** Start Supplied material **

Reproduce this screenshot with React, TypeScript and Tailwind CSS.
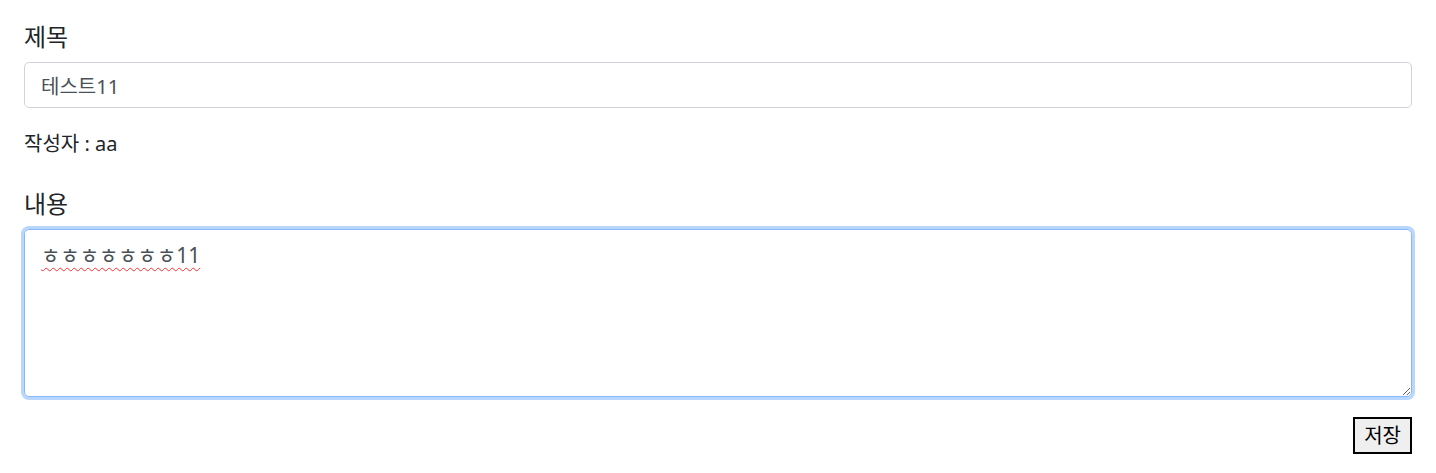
export default function App() {
    return (
        <div className="min-h-screen bg-white px-6 pt-5 text-[#212529] font-['Noto_Sans','Noto_Sans_CJK_KR',sans-serif]">
            <form onSubmit={(e) => e.preventDefault()}>
                <label className="block text-[24px] leading-[34px] mb-2">제목</label>
                <input
                    type="text"
                    defaultValue="테스트11"
                    className="block w-full h-[46px] rounded-[5px] border border-[#ced4da] px-4 text-[20px] text-[#495057] outline-none font-['Noto_Sans','Noto_Sans_CJK_KR',sans-serif]"
                />

                <p className="mt-[22px] text-[20px] leading-[27px]">작성자 : aa</p>

                <label className="block mt-[30px] text-[24px] leading-[34px] mb-2">내용</label>
                <textarea
                    defaultValue="ㅎㅎㅎㅎㅎㅎㅎ11"
                    className="block w-full h-[168px] rounded-[5px] border border-[#86b7fe] px-4 pt-[10px] text-[21px] leading-[30px] text-[#495057] outline-none shadow-[0_0_0_3px_#b9d6fc] underline decoration-wavy decoration-red-500 decoration-1 underline-offset-4 font-['Noto_Sans','Noto_Sans_CJK_KR',sans-serif]"
                />

                <div className="flex justify-end mt-[20px]">
                    <button
                        type="submit"
                        className="h-[37px] px-[9px] border-2 border-black bg-[#efefef] text-[20px] leading-none text-black font-['Noto_Sans','Noto_Sans_CJK_KR',sans-serif]"
                    >
                        저장
                    </button>
                </div>
            </form>
        </div>
    );
}
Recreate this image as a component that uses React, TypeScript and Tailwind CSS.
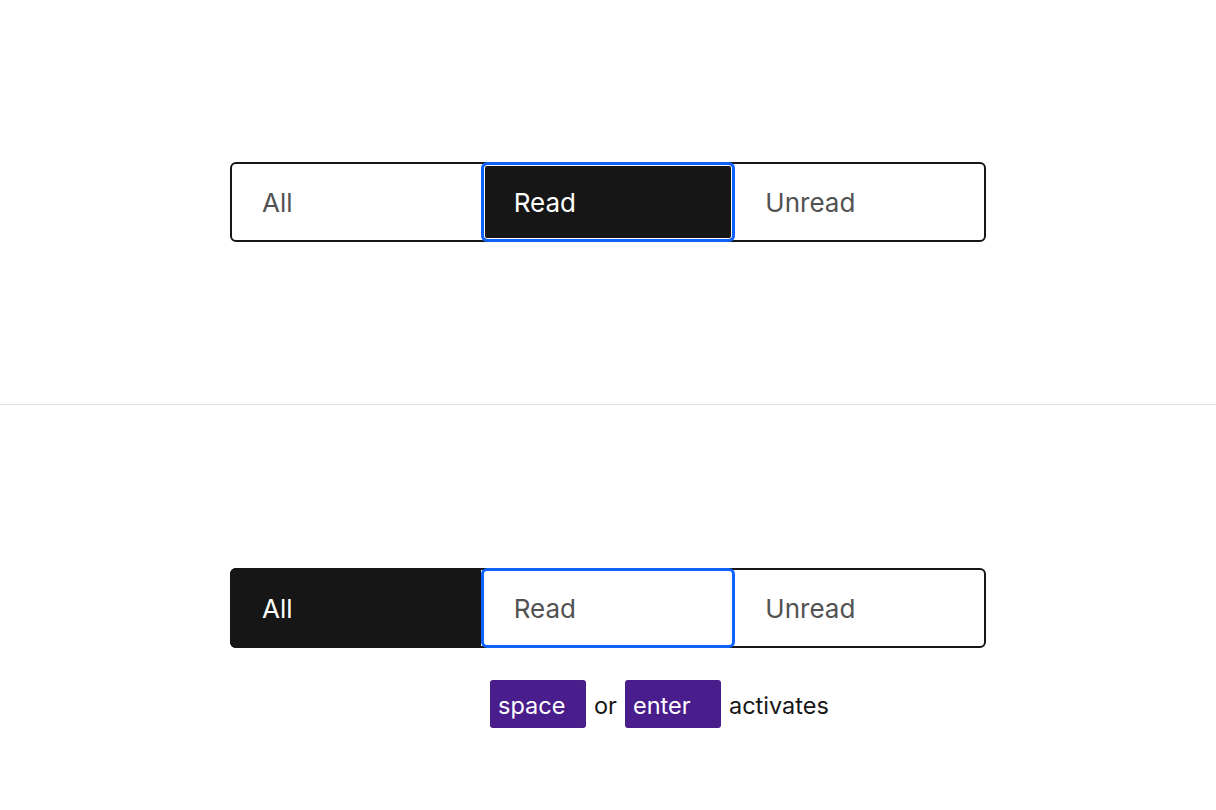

** End Supplied material **

» Written problem: The pictures in the entries should be left out; output everything else exactly.

» Exercise solution:
Reproduce this screenshot with React, TypeScript and Tailwind CSS.
export default function App() {
    return (
        <div className="min-h-screen bg-white px-6 pt-5 text-[#212529] font-['Noto_Sans','Noto_Sans_CJK_KR',sans-serif]">
            <form onSubmit={(e) => e.preventDefault()}>
                <label className="block text-[24px] leading-[34px] mb-2">제목</label>
                <input
                    type="text"
                    defaultValue="테스트11"
                    className="block w-full h-[46px] rounded-[5px] border border-[#ced4da] px-4 text-[20px] text-[#495057] outline-none font-['Noto_Sans','Noto_Sans_CJK_KR',sans-serif]"
                />

                <p className="mt-[22px] text-[20px] leading-[27px]">작성자 : aa</p>

                <label className="block mt-[30px] text-[24px] leading-[34px] mb-2">내용</label>
                <textarea
                    defaultValue="ㅎㅎㅎㅎㅎㅎㅎ11"
                    className="block w-full h-[168px] rounded-[5px] border border-[#86b7fe] px-4 pt-[10px] text-[21px] leading-[30px] text-[#495057] outline-none shadow-[0_0_0_3px_#b9d6fc] underline decoration-wavy decoration-red-500 decoration-1 underline-offset-4 font-['Noto_Sans','Noto_Sans_CJK_KR',sans-serif]"
                />

                <div className="flex justify-end mt-[20px]">
                    <button
                        type="submit"
                        className="h-[37px] px-[9px] border-2 border-black bg-[#efefef] text-[20px] leading-none text-black font-['Noto_Sans','Noto_Sans_CJK_KR',sans-serif]"
                    >
                        저장
                    </button>
                </div>
            </form>
        </div>
    );
}
Recreate this image as a component that uses React, TypeScript and Tailwind CSS.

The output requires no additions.